* [What is needed]
Return all the data, word for word.

* [Information supplied]
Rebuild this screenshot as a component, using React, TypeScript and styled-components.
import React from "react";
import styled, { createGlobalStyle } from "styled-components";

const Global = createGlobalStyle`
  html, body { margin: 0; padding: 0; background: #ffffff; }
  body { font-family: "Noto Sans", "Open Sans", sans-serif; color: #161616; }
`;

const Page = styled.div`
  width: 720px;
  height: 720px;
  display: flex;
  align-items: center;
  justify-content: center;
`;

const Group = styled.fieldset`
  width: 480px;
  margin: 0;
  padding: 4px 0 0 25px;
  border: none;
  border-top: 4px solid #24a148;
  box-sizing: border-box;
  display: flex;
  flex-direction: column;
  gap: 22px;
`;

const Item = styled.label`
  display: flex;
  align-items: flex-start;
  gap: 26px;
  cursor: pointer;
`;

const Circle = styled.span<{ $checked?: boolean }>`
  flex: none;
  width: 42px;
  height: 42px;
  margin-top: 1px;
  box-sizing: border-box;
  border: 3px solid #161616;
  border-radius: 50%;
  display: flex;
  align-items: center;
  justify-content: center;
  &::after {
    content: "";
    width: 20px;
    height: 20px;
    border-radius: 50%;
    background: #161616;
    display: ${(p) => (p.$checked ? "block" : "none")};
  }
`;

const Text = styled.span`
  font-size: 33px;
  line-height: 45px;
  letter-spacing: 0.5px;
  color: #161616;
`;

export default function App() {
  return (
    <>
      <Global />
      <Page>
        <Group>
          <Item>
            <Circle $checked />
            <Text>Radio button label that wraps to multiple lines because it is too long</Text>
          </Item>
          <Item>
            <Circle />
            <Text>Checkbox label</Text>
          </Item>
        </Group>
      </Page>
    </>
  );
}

* [Output]
Rebuild this screenshot as a component, using React, TypeScript and styled-components.
import React from "react";
import styled, { createGlobalStyle } from "styled-components";

const Global = createGlobalStyle`
  html, body { margin: 0; padding: 0; background: #ffffff; }
  body { font-family: "Noto Sans", "Open Sans", sans-serif; color: #161616; }
`;

const Page = styled.div`
  width: 720px;
  height: 720px;
  display: flex;
  align-items: center;
  justify-content: center;
`;

const Group = styled.fieldset`
  width: 480px;
  margin: 0;
  padding: 4px 0 0 25px;
  border: none;
  border-top: 4px solid #24a148;
  box-sizing: border-box;
  display: flex;
  flex-direction: column;
  gap: 22px;
`;

const Item = styled.label`
  display: flex;
  align-items: flex-start;
  gap: 26px;
  cursor: pointer;
`;

const Circle = styled.span<{ $checked?: boolean }>`
  flex: none;
  width: 42px;
  height: 42px;
  margin-top: 1px;
  box-sizing: border-box;
  border: 3px solid #161616;
  border-radius: 50%;
  display: flex;
  align-items: center;
  justify-content: center;
  &::after {
    content: "";
    width: 20px;
    height: 20px;
    border-radius: 50%;
    background: #161616;
    display: ${(p) => (p.$checked ? "block" : "none")};
  }
`;

const Text = styled.span`
  font-size: 33px;
  line-height: 45px;
  letter-spacing: 0.5px;
  color: #161616;
`;

export default function App() {
  return (
    <>
      <Global />
      <Page>
        <Group>
          <Item>
            <Circle $checked />
            <Text>Radio button label that wraps to multiple lines because it is too long</Text>
          </Item>
          <Item>
            <Circle />
            <Text>Checkbox label</Text>
          </Item>
        </Group>
      </Page>
    </>
  );
}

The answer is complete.